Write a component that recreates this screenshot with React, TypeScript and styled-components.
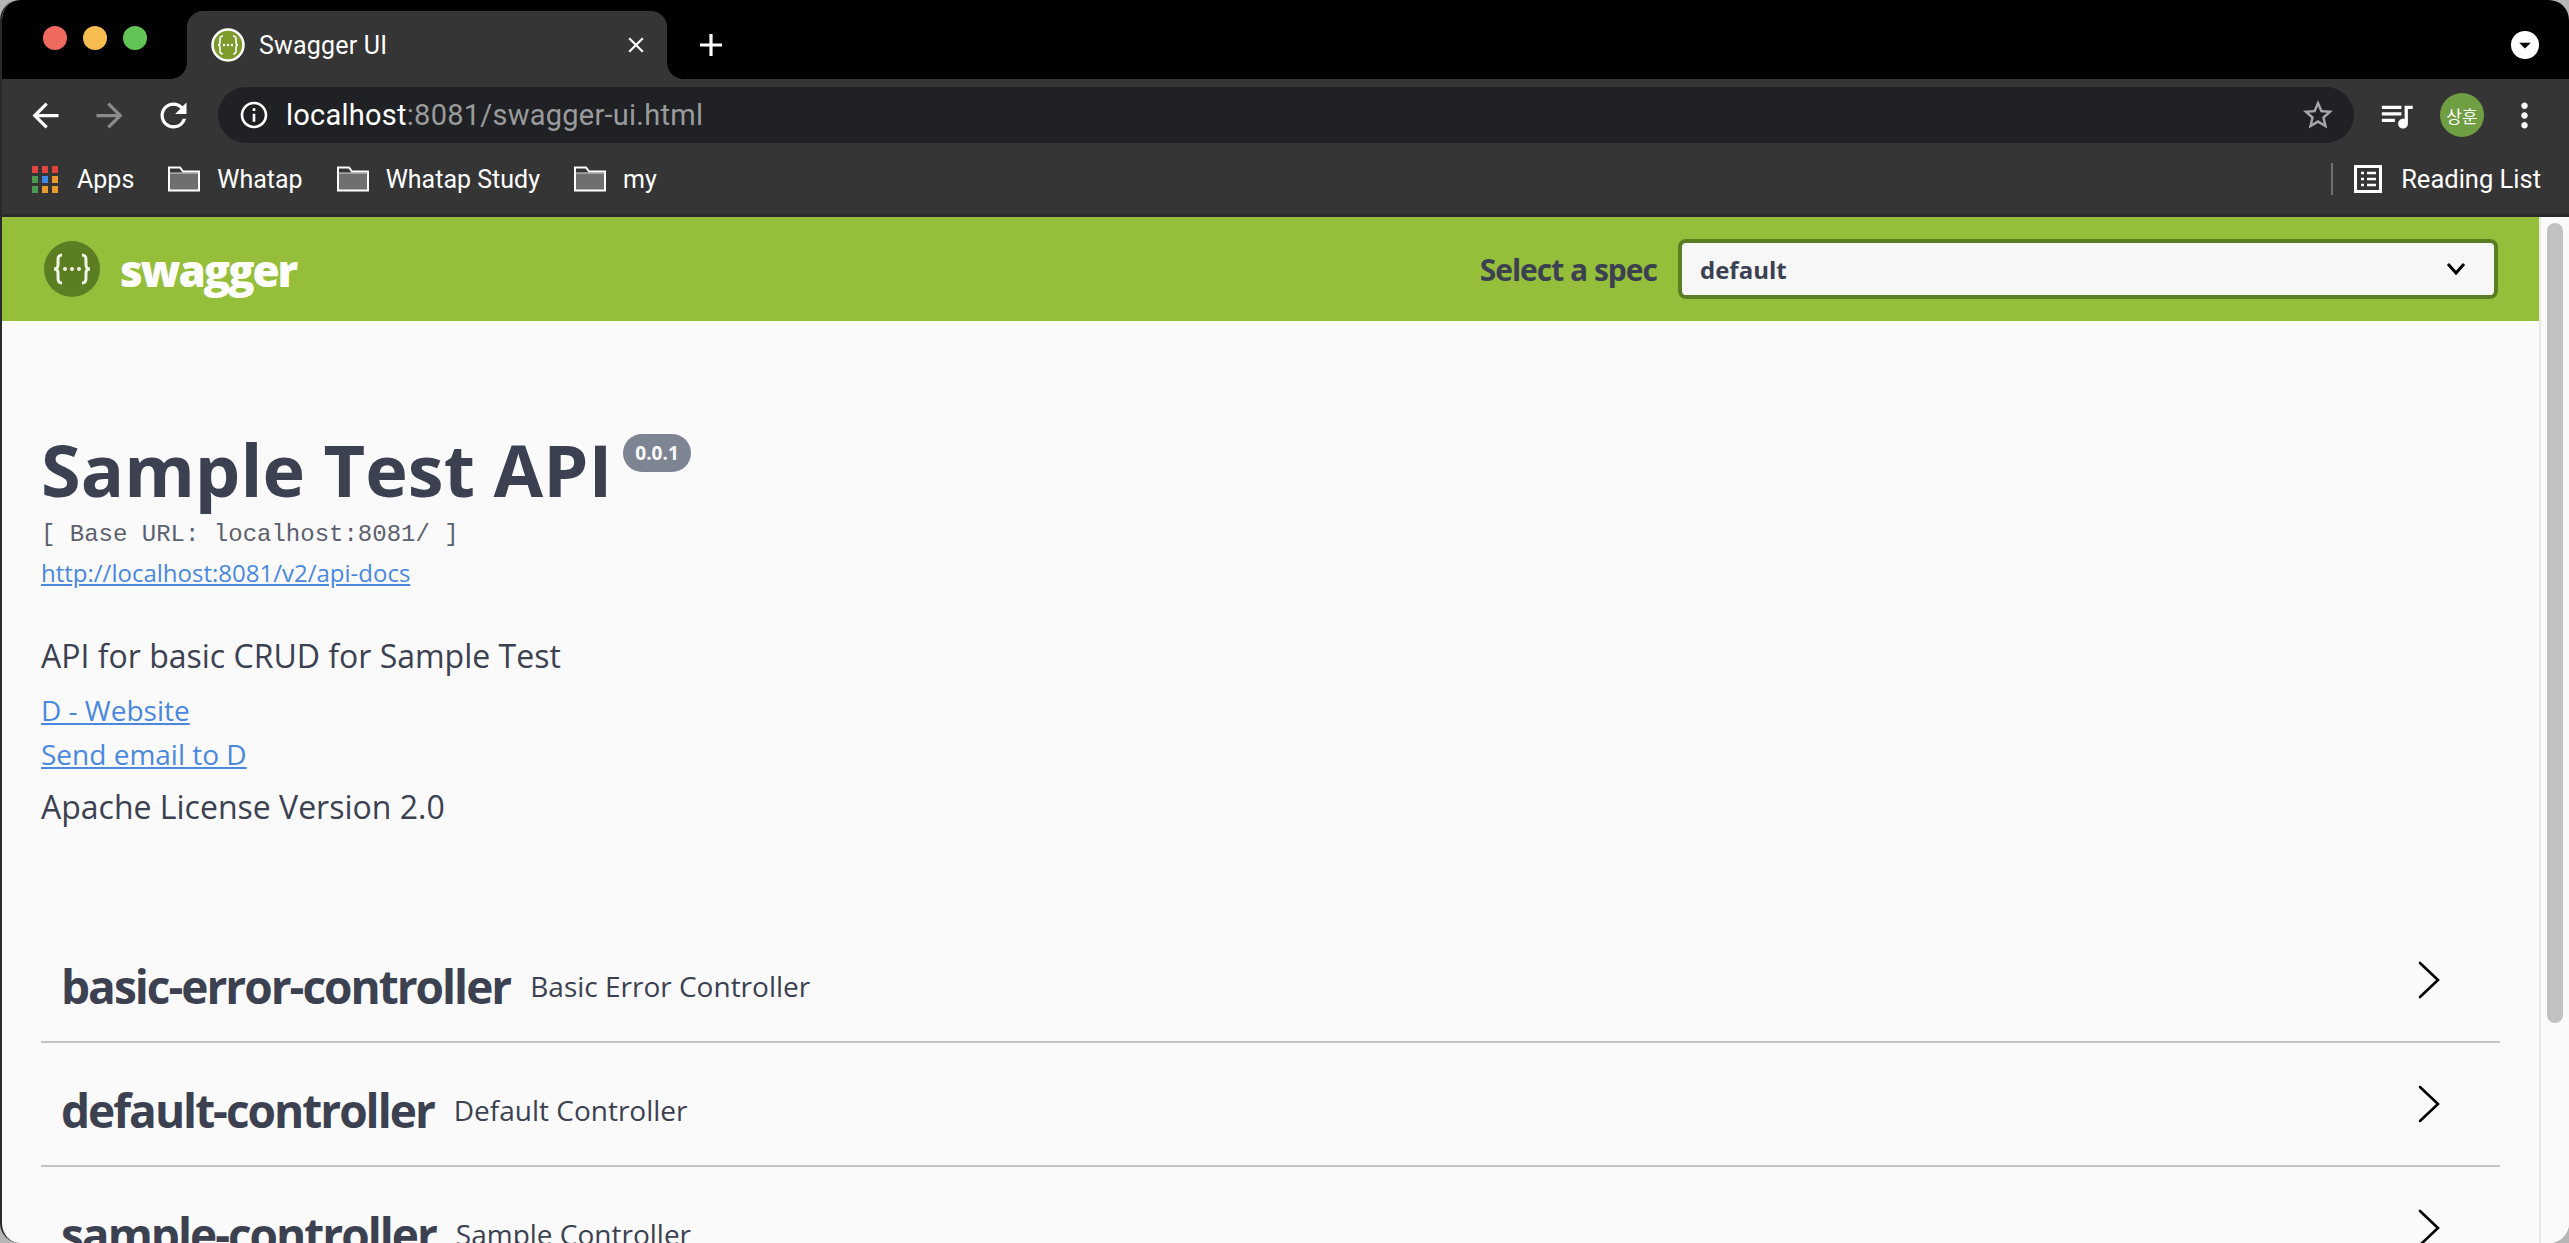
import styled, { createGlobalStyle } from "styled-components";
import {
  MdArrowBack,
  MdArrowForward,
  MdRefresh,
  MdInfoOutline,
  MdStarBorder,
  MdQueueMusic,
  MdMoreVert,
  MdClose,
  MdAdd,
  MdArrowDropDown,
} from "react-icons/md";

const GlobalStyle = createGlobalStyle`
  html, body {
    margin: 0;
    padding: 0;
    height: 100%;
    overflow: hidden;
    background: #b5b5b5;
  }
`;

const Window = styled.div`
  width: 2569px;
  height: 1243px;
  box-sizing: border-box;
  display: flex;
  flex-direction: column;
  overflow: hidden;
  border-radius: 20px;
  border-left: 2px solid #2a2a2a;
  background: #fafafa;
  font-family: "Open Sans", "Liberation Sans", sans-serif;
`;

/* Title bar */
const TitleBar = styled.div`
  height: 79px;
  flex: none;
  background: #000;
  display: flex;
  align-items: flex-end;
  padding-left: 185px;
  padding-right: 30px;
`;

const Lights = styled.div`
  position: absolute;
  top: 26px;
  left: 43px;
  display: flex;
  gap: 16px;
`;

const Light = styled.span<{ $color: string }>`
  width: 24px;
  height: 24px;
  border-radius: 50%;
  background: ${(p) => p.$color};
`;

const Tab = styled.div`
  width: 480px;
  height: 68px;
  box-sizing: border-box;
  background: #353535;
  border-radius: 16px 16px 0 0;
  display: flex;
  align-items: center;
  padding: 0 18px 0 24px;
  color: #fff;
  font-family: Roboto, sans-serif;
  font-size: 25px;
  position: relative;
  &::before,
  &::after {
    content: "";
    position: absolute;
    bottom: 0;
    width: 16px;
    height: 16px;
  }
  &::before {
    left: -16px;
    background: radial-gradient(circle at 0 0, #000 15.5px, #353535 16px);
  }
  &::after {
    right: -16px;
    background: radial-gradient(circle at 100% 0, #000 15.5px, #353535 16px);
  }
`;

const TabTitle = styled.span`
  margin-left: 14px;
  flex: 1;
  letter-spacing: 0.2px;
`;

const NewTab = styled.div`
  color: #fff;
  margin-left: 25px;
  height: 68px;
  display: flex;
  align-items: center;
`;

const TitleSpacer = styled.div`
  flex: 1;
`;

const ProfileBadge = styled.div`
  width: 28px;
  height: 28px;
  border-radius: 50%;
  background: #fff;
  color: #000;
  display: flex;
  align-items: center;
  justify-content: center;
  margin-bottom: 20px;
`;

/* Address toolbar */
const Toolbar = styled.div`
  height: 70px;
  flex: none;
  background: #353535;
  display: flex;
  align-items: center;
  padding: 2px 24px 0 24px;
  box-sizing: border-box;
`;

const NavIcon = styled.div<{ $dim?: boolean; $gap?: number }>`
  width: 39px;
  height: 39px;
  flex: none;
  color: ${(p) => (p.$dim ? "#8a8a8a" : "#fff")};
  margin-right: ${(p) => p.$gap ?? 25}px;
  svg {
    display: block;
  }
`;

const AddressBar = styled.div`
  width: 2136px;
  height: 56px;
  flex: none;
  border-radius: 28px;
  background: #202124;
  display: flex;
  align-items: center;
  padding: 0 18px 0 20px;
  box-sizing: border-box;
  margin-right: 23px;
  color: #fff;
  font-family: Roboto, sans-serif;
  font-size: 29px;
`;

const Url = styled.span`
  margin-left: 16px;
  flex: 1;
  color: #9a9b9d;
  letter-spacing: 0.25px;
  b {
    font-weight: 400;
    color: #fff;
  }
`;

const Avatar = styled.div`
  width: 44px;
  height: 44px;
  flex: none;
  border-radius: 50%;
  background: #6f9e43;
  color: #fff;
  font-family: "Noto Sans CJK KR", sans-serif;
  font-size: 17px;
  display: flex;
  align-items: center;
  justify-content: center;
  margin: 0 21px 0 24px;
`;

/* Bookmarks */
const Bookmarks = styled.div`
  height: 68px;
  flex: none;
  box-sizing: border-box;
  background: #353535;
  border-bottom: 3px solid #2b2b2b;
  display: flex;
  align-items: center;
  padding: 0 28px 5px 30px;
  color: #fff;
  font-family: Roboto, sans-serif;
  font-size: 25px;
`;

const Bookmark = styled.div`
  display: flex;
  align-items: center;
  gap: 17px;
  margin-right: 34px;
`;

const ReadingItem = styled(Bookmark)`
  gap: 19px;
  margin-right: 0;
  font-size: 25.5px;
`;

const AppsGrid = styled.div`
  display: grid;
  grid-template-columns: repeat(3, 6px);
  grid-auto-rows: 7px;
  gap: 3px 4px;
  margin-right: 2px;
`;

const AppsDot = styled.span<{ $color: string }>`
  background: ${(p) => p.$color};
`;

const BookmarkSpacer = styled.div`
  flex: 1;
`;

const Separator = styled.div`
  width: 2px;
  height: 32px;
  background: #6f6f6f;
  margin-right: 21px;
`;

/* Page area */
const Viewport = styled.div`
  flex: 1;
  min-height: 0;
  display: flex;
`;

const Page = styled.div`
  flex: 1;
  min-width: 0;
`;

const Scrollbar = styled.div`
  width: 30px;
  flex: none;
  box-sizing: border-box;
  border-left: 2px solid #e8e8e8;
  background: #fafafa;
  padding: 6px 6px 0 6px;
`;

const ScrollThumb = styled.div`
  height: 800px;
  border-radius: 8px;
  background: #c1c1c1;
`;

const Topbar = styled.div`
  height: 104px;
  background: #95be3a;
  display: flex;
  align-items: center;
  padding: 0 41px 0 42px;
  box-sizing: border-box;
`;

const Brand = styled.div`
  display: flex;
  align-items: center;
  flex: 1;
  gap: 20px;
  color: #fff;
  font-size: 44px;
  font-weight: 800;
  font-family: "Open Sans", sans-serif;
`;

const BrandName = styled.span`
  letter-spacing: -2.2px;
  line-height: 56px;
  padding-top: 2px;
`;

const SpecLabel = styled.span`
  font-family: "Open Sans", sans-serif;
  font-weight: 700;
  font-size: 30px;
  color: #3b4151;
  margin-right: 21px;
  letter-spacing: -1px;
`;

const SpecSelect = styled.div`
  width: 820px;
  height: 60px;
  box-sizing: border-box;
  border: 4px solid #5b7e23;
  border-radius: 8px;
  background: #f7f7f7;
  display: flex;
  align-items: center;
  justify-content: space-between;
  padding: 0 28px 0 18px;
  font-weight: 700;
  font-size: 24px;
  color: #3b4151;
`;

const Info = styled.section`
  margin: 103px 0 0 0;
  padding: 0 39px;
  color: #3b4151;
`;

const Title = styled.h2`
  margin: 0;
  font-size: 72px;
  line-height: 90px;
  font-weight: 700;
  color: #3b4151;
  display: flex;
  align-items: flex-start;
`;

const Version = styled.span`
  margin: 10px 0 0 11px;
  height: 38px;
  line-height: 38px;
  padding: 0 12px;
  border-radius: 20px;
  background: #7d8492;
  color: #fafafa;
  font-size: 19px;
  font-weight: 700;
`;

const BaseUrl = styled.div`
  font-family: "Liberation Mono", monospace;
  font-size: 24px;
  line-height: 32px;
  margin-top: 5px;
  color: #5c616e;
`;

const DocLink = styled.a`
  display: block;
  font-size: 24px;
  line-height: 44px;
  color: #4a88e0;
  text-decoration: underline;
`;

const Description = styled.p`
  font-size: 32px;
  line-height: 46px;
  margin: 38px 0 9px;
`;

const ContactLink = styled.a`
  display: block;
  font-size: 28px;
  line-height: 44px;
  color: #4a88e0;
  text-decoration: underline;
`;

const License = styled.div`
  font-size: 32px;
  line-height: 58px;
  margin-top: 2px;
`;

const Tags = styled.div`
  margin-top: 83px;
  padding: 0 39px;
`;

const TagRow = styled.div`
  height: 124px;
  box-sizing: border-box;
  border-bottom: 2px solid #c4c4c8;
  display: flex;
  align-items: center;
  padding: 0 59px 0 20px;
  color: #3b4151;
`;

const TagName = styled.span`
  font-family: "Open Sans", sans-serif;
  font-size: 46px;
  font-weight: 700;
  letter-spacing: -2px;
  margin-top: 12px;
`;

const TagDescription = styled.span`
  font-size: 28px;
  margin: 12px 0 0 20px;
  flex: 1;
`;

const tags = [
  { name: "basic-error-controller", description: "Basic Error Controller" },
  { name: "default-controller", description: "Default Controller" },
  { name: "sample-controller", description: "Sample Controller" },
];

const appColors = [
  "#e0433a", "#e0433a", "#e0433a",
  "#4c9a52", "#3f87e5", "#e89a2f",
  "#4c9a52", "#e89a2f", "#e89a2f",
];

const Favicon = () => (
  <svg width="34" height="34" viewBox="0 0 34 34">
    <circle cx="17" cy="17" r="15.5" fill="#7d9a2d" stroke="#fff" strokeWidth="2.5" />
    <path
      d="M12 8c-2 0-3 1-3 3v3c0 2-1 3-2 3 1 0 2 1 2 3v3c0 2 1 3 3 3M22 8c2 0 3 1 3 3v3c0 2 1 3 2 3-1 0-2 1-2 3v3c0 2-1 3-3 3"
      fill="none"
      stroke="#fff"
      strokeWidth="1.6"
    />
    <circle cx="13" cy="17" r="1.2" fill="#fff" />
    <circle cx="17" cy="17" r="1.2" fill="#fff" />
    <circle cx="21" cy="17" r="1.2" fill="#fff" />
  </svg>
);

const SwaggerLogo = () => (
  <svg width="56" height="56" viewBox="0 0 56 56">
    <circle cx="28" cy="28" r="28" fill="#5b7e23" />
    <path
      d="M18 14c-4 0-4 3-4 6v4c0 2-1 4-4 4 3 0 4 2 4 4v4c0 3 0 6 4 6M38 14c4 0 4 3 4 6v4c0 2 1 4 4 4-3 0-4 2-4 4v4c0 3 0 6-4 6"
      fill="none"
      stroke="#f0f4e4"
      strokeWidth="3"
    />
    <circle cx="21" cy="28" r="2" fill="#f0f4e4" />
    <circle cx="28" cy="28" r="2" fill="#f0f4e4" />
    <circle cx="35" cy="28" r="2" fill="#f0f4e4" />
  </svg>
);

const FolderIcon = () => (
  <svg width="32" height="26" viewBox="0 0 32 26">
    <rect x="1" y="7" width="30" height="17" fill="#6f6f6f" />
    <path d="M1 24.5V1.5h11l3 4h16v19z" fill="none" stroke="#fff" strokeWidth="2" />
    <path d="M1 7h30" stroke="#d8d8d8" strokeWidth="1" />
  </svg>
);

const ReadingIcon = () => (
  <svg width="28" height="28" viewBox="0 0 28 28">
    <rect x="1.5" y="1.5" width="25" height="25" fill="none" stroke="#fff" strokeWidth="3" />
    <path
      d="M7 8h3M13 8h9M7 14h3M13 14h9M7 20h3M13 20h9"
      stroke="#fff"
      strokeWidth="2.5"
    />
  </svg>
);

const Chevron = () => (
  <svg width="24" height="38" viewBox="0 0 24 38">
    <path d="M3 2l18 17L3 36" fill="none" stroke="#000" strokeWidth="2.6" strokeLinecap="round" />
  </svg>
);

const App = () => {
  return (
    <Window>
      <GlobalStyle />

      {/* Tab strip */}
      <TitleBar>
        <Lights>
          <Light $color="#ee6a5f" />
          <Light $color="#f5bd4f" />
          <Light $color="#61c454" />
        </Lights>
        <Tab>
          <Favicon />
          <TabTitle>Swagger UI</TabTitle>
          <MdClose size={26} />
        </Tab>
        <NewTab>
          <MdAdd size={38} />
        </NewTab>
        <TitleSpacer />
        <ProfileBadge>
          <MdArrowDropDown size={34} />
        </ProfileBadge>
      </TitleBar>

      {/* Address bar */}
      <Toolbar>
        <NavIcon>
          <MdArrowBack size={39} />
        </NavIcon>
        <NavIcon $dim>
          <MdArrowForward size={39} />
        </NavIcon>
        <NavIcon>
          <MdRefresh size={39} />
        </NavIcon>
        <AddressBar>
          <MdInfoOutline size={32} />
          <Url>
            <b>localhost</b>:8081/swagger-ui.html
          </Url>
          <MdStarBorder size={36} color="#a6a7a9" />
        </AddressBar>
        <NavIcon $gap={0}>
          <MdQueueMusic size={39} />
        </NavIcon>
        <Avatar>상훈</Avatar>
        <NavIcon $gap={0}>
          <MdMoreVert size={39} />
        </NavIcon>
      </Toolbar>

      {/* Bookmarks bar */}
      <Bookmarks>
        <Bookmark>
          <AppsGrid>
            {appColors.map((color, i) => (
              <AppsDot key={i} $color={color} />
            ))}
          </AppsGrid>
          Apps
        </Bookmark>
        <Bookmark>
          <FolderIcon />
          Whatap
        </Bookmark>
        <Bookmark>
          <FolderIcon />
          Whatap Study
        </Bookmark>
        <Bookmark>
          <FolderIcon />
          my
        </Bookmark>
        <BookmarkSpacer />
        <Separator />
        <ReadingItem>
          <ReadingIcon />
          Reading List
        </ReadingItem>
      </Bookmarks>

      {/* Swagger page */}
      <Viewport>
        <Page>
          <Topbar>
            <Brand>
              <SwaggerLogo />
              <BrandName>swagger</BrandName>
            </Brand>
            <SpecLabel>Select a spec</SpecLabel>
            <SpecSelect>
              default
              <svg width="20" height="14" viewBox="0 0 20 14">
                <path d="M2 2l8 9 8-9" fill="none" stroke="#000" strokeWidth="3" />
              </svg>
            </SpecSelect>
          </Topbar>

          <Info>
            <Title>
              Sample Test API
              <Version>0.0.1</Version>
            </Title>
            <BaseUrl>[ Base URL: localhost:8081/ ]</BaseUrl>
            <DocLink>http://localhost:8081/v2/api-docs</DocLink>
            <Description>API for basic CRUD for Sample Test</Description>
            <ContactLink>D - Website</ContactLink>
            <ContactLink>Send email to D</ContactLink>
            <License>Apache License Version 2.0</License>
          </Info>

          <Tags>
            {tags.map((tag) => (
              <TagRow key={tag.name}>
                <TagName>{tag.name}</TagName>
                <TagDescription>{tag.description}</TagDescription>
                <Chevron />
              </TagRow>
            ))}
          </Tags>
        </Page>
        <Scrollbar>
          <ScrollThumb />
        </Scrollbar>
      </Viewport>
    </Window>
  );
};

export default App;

==================================================

Given problem
All lines holding the word "components" should be picked out and copied.

Task answer
Write a component that recreates this screenshot with React, TypeScript and styled-components.
import styled, { createGlobalStyle } from "styled-components";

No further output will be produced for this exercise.